Mr. Tidwell’s doubt was soon solved,--the coach-door opened and Mat somewhat ostentatiously enquired, what indeed he very well knew--“I believe every place is took up inside?”
“We’re all here,” answered Mr. Jones, on behalf of the usual complement of old stagers.
“I told you so, Ma’am,” said Mat, to a female who stood beside him, but still leaving the door open to an invitation from within. However, nobody spoke--on the contrary, I felt Mr. Hindmarsh, my next neighbour, dilating himself like the frog in the fable.
“I don’t know what I shall do,” exclaimed the woman; “I’ve nowhere to go to, and it’s raining cats and dogs!”
“You’d better not hang about, anyhow,” said Mat, “for you may ketch your death,--and I’m the last coach,--aint I, Mr. Jones?”
“To be sure you are,” said Mr. Jones, rather impatiently; “shut the door.”
“I told the lady the gentlemen couldn’t make room for her,” answered Mat, in a tone of apology,--“I’m very sorry, my dear” (turning towards the female), “you should have _my_ seat, if you could hold the ribbons--but such a pretty one as you ought to have a coach of her own.”
He began slowly closing the door.
“Stop, Mat, stop!” cried Mr. Dornton, and the door quickly unclosed again; “I can’t give up my place for I’m expected home to dinner; but if the lady wouldn’t object to sit on my knees----”
“Not the least in the world,” answered Mat, eagerly; “you won’t object, will you, Ma’am, for once in a way, with a married gentleman, and a wet night, and the last coach on the road?”

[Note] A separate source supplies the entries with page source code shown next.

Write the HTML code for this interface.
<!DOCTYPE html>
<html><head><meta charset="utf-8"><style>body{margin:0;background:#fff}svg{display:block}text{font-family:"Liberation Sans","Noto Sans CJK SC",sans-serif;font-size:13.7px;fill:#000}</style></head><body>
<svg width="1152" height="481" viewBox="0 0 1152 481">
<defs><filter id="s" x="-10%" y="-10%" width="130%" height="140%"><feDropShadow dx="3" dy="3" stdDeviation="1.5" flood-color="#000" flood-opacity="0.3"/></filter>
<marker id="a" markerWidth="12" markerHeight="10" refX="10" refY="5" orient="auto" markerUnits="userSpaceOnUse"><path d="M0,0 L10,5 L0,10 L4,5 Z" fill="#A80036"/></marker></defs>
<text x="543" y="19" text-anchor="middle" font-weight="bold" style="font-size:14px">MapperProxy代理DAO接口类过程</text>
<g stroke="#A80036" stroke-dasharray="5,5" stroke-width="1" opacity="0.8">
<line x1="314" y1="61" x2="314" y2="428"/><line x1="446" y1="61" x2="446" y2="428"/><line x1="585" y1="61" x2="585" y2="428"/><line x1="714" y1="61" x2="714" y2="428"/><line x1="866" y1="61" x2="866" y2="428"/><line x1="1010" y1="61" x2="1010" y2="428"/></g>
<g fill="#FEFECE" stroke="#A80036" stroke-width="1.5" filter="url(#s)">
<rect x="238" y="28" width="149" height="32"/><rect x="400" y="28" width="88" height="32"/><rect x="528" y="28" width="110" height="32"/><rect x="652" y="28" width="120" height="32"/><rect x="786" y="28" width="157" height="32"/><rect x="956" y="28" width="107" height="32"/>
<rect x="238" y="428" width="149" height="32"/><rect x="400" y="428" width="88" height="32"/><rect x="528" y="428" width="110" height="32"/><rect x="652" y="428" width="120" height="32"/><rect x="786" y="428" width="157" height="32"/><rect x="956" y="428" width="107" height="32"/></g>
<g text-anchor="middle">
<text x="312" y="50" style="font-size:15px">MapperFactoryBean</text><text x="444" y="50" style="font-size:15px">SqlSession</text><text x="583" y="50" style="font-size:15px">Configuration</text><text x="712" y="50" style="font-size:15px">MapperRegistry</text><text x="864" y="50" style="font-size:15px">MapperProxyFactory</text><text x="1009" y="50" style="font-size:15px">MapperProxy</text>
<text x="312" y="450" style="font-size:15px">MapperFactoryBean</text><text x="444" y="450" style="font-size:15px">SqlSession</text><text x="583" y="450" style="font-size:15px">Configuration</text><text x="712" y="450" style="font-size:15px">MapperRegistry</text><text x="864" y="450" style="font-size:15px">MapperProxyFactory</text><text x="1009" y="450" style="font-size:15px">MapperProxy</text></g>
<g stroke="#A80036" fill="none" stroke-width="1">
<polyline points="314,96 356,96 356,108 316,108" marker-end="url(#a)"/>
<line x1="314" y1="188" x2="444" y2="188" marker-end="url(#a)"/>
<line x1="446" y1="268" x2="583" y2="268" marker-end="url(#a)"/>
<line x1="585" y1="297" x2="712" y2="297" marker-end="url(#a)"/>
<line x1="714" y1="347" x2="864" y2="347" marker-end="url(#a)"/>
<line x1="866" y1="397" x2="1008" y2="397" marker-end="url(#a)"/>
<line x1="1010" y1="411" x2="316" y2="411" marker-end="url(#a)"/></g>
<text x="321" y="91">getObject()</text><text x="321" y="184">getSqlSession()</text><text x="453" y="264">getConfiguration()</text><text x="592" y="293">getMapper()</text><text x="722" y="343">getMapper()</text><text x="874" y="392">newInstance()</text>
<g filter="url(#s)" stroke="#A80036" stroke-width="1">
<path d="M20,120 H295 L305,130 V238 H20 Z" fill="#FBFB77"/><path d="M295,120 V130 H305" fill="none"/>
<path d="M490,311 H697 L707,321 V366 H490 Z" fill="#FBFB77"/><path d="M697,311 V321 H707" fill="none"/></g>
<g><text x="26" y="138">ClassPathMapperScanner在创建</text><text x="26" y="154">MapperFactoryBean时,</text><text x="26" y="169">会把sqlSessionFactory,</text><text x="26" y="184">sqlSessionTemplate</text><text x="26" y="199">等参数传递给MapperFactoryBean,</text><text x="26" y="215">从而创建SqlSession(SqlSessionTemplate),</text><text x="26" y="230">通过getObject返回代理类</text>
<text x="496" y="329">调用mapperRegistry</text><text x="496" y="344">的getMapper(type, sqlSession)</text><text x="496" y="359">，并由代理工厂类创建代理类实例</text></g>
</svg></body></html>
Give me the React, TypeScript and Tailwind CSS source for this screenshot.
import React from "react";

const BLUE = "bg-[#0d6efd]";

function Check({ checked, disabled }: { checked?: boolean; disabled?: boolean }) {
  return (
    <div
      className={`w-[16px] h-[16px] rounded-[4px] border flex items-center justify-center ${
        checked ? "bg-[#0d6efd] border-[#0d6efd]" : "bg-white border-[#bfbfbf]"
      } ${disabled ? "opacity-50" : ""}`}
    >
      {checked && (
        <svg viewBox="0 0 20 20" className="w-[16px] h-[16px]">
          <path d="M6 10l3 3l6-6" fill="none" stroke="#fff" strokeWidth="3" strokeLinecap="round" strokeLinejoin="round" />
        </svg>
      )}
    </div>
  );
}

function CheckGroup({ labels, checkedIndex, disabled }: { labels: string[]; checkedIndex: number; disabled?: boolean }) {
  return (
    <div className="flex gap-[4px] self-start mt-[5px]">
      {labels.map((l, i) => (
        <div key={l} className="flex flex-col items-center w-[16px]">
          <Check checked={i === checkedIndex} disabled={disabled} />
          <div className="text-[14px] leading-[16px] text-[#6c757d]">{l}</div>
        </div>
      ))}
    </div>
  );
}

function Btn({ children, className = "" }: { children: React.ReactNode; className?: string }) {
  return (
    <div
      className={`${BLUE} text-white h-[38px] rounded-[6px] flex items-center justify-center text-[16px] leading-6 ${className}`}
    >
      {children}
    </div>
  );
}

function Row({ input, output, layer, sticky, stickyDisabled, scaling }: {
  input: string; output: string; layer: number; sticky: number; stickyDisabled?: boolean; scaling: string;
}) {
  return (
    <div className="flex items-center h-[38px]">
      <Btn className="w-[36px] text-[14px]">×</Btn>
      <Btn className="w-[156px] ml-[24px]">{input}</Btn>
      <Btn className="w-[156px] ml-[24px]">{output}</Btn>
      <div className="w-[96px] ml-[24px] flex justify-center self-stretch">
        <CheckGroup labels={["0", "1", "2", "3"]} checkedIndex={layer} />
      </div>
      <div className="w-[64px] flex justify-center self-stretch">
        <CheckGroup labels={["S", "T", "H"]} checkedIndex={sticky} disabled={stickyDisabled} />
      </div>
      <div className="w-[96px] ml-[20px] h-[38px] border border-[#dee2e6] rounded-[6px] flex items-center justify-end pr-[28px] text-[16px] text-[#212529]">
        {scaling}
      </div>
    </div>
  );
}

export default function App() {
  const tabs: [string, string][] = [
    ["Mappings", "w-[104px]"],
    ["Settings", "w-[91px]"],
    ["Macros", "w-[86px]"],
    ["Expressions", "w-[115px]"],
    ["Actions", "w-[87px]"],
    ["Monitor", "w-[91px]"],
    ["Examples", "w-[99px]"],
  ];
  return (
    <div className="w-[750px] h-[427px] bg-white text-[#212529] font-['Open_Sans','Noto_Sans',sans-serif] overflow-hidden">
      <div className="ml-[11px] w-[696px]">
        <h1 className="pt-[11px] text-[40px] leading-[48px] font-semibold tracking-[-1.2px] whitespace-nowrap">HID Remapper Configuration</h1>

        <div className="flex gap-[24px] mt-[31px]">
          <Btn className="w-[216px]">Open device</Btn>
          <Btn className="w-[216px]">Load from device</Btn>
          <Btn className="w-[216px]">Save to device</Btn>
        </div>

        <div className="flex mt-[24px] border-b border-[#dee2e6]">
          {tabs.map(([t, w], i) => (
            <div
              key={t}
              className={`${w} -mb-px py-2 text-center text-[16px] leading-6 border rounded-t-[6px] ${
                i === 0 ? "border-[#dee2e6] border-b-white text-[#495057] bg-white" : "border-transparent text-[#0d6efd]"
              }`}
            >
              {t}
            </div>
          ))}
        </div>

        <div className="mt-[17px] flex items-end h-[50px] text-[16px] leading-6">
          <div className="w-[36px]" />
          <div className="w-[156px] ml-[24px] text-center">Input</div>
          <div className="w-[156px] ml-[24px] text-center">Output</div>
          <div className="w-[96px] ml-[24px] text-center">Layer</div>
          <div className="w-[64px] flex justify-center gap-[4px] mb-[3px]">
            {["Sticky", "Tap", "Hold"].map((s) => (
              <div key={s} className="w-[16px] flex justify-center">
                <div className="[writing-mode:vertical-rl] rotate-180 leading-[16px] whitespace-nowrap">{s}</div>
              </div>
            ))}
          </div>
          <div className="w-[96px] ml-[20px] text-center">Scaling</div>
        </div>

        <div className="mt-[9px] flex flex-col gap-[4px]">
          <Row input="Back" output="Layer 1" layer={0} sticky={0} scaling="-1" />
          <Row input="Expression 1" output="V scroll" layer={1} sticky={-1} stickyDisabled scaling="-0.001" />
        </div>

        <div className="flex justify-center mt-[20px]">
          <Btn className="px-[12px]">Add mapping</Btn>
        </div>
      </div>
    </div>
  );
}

“If I thought I shouldn’t uncommode,” said the lady, precipitately furling her wet umbrella, which she handed in to one gentleman, whilst she favoured another with her muddy pattens. She then followed herself, Mat shutting the door behind her, in such a manner as to help her in. “I’m sure I’m obliged for the favour,” she said, looking round; “but which gentleman was so kind?”

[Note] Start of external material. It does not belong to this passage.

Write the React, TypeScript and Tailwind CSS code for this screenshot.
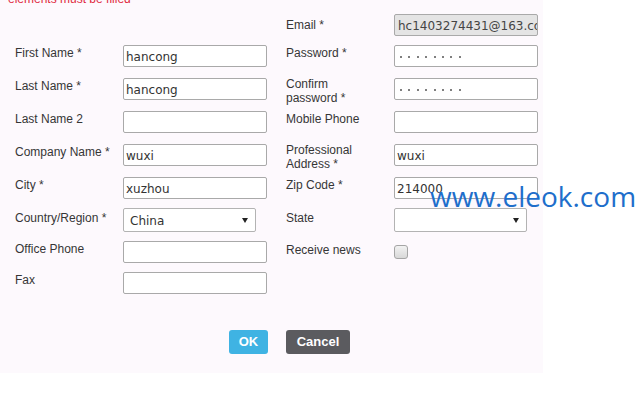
import React from "react";

const label = "text-[12px] leading-[14px] text-[#363636] w-[108px] shrink-0";
const box =
    "h-[22px] w-[144px] border border-[#a9a9a9] rounded-[2px] bg-white px-[2px] pt-[2px] text-[12px] text-[#333] outline-none";

const Field = ({ value = "" }: { value?: string }) => (
    <input readOnly value={value} className={box} style={{ fontFamily: "'DejaVu Sans', sans-serif" }} />
);

const Dots = () => (
    <div className="h-[22px] w-[144px] border border-[#a9a9a9] rounded-[2px] bg-white flex items-center pl-[5px] pt-[2px] gap-[6.4px]">
        {[0, 1, 2, 3, 4, 5, 6, 7].map((i) => (
            <span key={i} className="block w-[2px] h-[2px] bg-[#555] rounded-full" />
        ))}
    </div>
);

const Select = ({ value = "" }: { value?: string }) => (
    <div
        className="h-[24px] w-[133px] border border-[#b3b3b3] rounded-[2px] bg-white flex items-center justify-between pl-[6px] pr-[7px] pt-[2px] text-[12px] text-[#333]"
        style={{ fontFamily: "'DejaVu Sans', sans-serif" }}
    >
        <span>{value}</span>
        <svg width="6" height="5" viewBox="0 0 6 5" className="-mt-[2px]">
            <polygon points="0,0 6,0 3,5" fill="#222" />
        </svg>
    </div>
);

const Row = ({ h, children }: { h: string; children: React.ReactNode }) => (
    <div className={`flex items-start ${h}`}>{children}</div>
);

const Gap = () => <div className="w-[19px] shrink-0" />;

export default function App() {
    return (
        <div className="relative w-[638px] h-[397px] bg-white overflow-hidden" style={{ fontFamily: "'Liberation Sans', Arial, sans-serif" }}>
            <div className="flow-root w-[543px] h-[373px] bg-[#fdf9fd] pl-[15px]">
                <div className="-mt-[8px] -ml-[7px] text-[12px] leading-[14px] text-[#e02a3e]">elements must be filled</div>

                <div className="mt-[8px] flex flex-col">
                    <Row h="h-[31px]">
                        <div className="w-[108px] shrink-0" />
                        <div className="w-[144px] shrink-0" />
                        <Gap />
                        <div className={`${label} mt-[4px]`}>Email *</div>
                        <div
                            className="h-[22px] w-[144px] border border-[#a9a9a9] rounded-[2px] bg-[#e4e4e4] pl-[3px] pt-[2px] text-[12px] text-[#444] whitespace-nowrap overflow-hidden flex items-center"
                            style={{ fontFamily: "'DejaVu Sans', sans-serif" }}
                        >
                            hc1403274431@163.com
                        </div>
                    </Row>
                    <Row h="h-[33px]">
                        <div className={`${label} mt-[1px]`}>First Name *</div>
                        <Field value="hancong" />
                        <Gap />
                        <div className={`${label} mt-[1px]`}>Password *</div>
                        <Dots />
                    </Row>
                    <Row h="h-[33px]">
                        <div className={`${label} mt-[1px]`}>Last Name *</div>
                        <Field value="hancong" />
                        <Gap />
                        <div className={`${label} leading-[11px] -mt-[1px]`}>
                            Confirm
                            <br />
                            password *
                        </div>
                        <Dots />
                    </Row>
                    <Row h="h-[33px]">
                        <div className={`${label} mt-[1px]`}>Last Name 2</div>
                        <Field />
                        <Gap />
                        <div className={`${label} mt-[1px]`}>Mobile Phone</div>
                        <Field />
                    </Row>
                    <Row h="h-[33px]">
                        <div className={`${label} mt-[1px]`}>Company Name *</div>
                        <Field value="wuxi" />
                        <Gap />
                        <div className={`${label} leading-[11px] -mt-[1px]`}>
                            Professional
                            <br />
                            Address *
                        </div>
                        <Field value="wuxi" />
                    </Row>
                    <Row h="h-[31px]">
                        <div className={`${label} mt-[1px]`}>City *</div>
                        <Field value="xuzhou" />
                        <Gap />
                        <div className={`${label} mt-[1px]`}>Zip Code *</div>
                        <Field value="214000" />
                    </Row>
                    <Row h="h-[33px]">
                        <div className={`${label} mt-[3px]`}>Country/Region *</div>
                        <div className="w-[144px] shrink-0">
                            <Select value="China" />
                        </div>
                        <Gap />
                        <div className={`${label} mt-[3px]`}>State</div>
                        <Select />
                    </Row>
                    <Row h="h-[31px]">
                        <div className={`${label} mt-[1px]`}>Office Phone</div>
                        <Field />
                        <Gap />
                        <div className={`${label} mt-[2px]`}>Receive news</div>
                        <div className="mt-[4px] w-[14px] h-[14px] rounded-[3px] border border-[#a5a5a5] bg-gradient-to-b from-[#f2f2f2] to-[#d8d8d8]" />
                    </Row>
                    <Row h="h-[22px]">
                        <div className={`${label} mt-[1px]`}>Fax</div>
                        <Field />
                    </Row>
                </div>

                <div className="mt-[36px] pl-[214px] flex gap-[18px]">
                    <button className="h-[24px] w-[39px] rounded-[3px] bg-[#3fb3e3] text-white text-[13px] font-bold">OK</button>
                    <button className="h-[24px] w-[64px] rounded-[3px] bg-[#5b5b5f] text-white text-[13px] font-bold">Cancel</button>
                </div>
            </div>

            <div
                className="absolute left-[430px] top-[182px] text-[28px] leading-[28px] text-[#1e6ecb] whitespace-nowrap"
                style={{ fontFamily: "'Open Sans', sans-serif" }}
            >
                www.eleok.com
            </div>
        </div>
    );
}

“It was I who had the pleasure of proposing, Madam,” said Mr. Dornton; and before he pronounced the last word she was in his lap, with an assurance that she would sit as lightsome as she could. Both parties seemed very well pleased with the arrangement; but to judge according to the rules of Lavater, the rest of the company were but ill at ease. For my own part, I candidly confess I was equally out of humour with myself and the person who had set me such an example of gallantry. I, who had read the lays of the Troubadours--the awards of the old “Courts of Love,”--the lives of the “preux Chevaliers”--the history of Sir Charles Grandison--to be outdone in courtesy to the sex by a married stockbroker! How I grudged him the honour she conferred upon him--how I envied his feelings!